___ Stored data ___

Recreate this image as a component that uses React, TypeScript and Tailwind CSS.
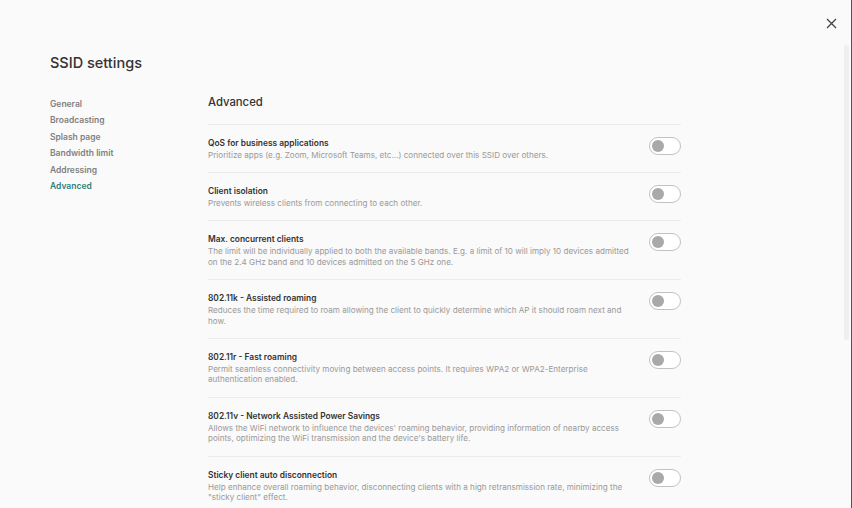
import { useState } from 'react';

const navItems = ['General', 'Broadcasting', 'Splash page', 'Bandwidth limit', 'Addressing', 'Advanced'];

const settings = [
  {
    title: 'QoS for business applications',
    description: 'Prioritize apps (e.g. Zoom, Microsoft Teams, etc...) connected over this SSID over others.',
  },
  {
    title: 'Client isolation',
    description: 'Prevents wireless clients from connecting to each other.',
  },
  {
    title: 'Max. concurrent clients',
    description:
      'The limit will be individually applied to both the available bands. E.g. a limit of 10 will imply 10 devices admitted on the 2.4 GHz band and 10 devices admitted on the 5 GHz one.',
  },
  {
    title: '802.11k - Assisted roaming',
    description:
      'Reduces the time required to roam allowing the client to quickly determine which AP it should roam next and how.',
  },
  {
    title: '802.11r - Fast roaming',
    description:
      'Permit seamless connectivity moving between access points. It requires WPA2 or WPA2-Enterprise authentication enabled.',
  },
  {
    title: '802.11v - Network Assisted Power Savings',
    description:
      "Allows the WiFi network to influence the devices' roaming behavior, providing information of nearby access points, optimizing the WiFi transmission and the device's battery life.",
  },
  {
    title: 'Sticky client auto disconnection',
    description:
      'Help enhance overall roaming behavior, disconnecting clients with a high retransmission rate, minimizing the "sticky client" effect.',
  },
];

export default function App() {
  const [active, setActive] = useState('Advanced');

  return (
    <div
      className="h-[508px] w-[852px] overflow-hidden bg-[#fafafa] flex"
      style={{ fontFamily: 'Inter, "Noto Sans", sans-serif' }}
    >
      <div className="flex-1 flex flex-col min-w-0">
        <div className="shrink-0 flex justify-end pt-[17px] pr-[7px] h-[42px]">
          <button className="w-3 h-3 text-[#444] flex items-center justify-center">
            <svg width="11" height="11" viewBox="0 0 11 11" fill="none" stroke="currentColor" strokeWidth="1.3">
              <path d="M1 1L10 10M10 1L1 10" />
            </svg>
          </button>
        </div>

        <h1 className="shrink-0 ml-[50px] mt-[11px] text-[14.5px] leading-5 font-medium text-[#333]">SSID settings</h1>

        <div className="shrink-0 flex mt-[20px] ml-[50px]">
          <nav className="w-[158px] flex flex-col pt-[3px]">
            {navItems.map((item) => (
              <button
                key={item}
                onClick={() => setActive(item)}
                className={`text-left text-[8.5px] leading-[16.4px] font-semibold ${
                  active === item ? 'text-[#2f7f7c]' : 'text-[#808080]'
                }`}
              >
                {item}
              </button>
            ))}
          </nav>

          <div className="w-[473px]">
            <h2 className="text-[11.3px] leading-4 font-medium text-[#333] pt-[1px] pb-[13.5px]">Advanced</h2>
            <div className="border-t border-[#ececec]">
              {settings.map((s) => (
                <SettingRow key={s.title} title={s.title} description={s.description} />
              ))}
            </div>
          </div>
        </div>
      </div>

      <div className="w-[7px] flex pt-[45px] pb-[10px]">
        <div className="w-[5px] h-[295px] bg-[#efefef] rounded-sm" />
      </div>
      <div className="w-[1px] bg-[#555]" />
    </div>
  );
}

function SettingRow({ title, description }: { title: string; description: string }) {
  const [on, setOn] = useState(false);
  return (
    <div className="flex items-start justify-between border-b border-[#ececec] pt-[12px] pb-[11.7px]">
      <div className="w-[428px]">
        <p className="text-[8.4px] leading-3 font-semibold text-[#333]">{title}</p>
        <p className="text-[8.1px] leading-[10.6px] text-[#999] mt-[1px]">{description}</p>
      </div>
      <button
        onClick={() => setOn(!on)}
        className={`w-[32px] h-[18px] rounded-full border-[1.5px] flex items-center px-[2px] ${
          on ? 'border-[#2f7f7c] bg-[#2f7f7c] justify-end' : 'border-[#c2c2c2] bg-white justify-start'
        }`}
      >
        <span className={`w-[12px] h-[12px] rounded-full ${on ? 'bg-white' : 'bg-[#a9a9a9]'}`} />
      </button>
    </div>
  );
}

___

_Problem description_
Return the material word for word. Pictures are not part of the copy.

_Worked answer_
Recreate this image as a component that uses React, TypeScript and Tailwind CSS.
import { useState } from 'react';

const navItems = ['General', 'Broadcasting', 'Splash page', 'Bandwidth limit', 'Addressing', 'Advanced'];

const settings = [
  {
    title: 'QoS for business applications',
    description: 'Prioritize apps (e.g. Zoom, Microsoft Teams, etc...) connected over this SSID over others.',
  },
  {
    title: 'Client isolation',
    description: 'Prevents wireless clients from connecting to each other.',
  },
  {
    title: 'Max. concurrent clients',
    description:
      'The limit will be individually applied to both the available bands. E.g. a limit of 10 will imply 10 devices admitted on the 2.4 GHz band and 10 devices admitted on the 5 GHz one.',
  },
  {
    title: '802.11k - Assisted roaming',
    description:
      'Reduces the time required to roam allowing the client to quickly determine which AP it should roam next and how.',
  },
  {
    title: '802.11r - Fast roaming',
    description:
      'Permit seamless connectivity moving between access points. It requires WPA2 or WPA2-Enterprise authentication enabled.',
  },
  {
    title: '802.11v - Network Assisted Power Savings',
    description:
      "Allows the WiFi network to influence the devices' roaming behavior, providing information of nearby access points, optimizing the WiFi transmission and the device's battery life.",
  },
  {
    title: 'Sticky client auto disconnection',
    description:
      'Help enhance overall roaming behavior, disconnecting clients with a high retransmission rate, minimizing the "sticky client" effect.',
  },
];

export default function App() {
  const [active, setActive] = useState('Advanced');

  return (
    <div
      className="h-[508px] w-[852px] overflow-hidden bg-[#fafafa] flex"
      style={{ fontFamily: 'Inter, "Noto Sans", sans-serif' }}
    >
      <div className="flex-1 flex flex-col min-w-0">
        <div className="shrink-0 flex justify-end pt-[17px] pr-[7px] h-[42px]">
          <button className="w-3 h-3 text-[#444] flex items-center justify-center">
            <svg width="11" height="11" viewBox="0 0 11 11" fill="none" stroke="currentColor" strokeWidth="1.3">
              <path d="M1 1L10 10M10 1L1 10" />
            </svg>
          </button>
        </div>

        <h1 className="shrink-0 ml-[50px] mt-[11px] text-[14.5px] leading-5 font-medium text-[#333]">SSID settings</h1>

        <div className="shrink-0 flex mt-[20px] ml-[50px]">
          <nav className="w-[158px] flex flex-col pt-[3px]">
            {navItems.map((item) => (
              <button
                key={item}
                onClick={() => setActive(item)}
                className={`text-left text-[8.5px] leading-[16.4px] font-semibold ${
                  active === item ? 'text-[#2f7f7c]' : 'text-[#808080]'
                }`}
              >
                {item}
              </button>
            ))}
          </nav>

          <div className="w-[473px]">
            <h2 className="text-[11.3px] leading-4 font-medium text-[#333] pt-[1px] pb-[13.5px]">Advanced</h2>
            <div className="border-t border-[#ececec]">
              {settings.map((s) => (
                <SettingRow key={s.title} title={s.title} description={s.description} />
              ))}
            </div>
          </div>
        </div>
      </div>

      <div className="w-[7px] flex pt-[45px] pb-[10px]">
        <div className="w-[5px] h-[295px] bg-[#efefef] rounded-sm" />
      </div>
      <div className="w-[1px] bg-[#555]" />
    </div>
  );
}

function SettingRow({ title, description }: { title: string; description: string }) {
  const [on, setOn] = useState(false);
  return (
    <div className="flex items-start justify-between border-b border-[#ececec] pt-[12px] pb-[11.7px]">
      <div className="w-[428px]">
        <p className="text-[8.4px] leading-3 font-semibold text-[#333]">{title}</p>
        <p className="text-[8.1px] leading-[10.6px] text-[#999] mt-[1px]">{description}</p>
      </div>
      <button
        onClick={() => setOn(!on)}
        className={`w-[32px] h-[18px] rounded-full border-[1.5px] flex items-center px-[2px] ${
          on ? 'border-[#2f7f7c] bg-[#2f7f7c] justify-end' : 'border-[#c2c2c2] bg-white justify-start'
        }`}
      >
        <span className={`w-[12px] h-[12px] rounded-full ${on ? 'bg-white' : 'bg-[#a9a9a9]'}`} />
      </button>
    </div>
  );
}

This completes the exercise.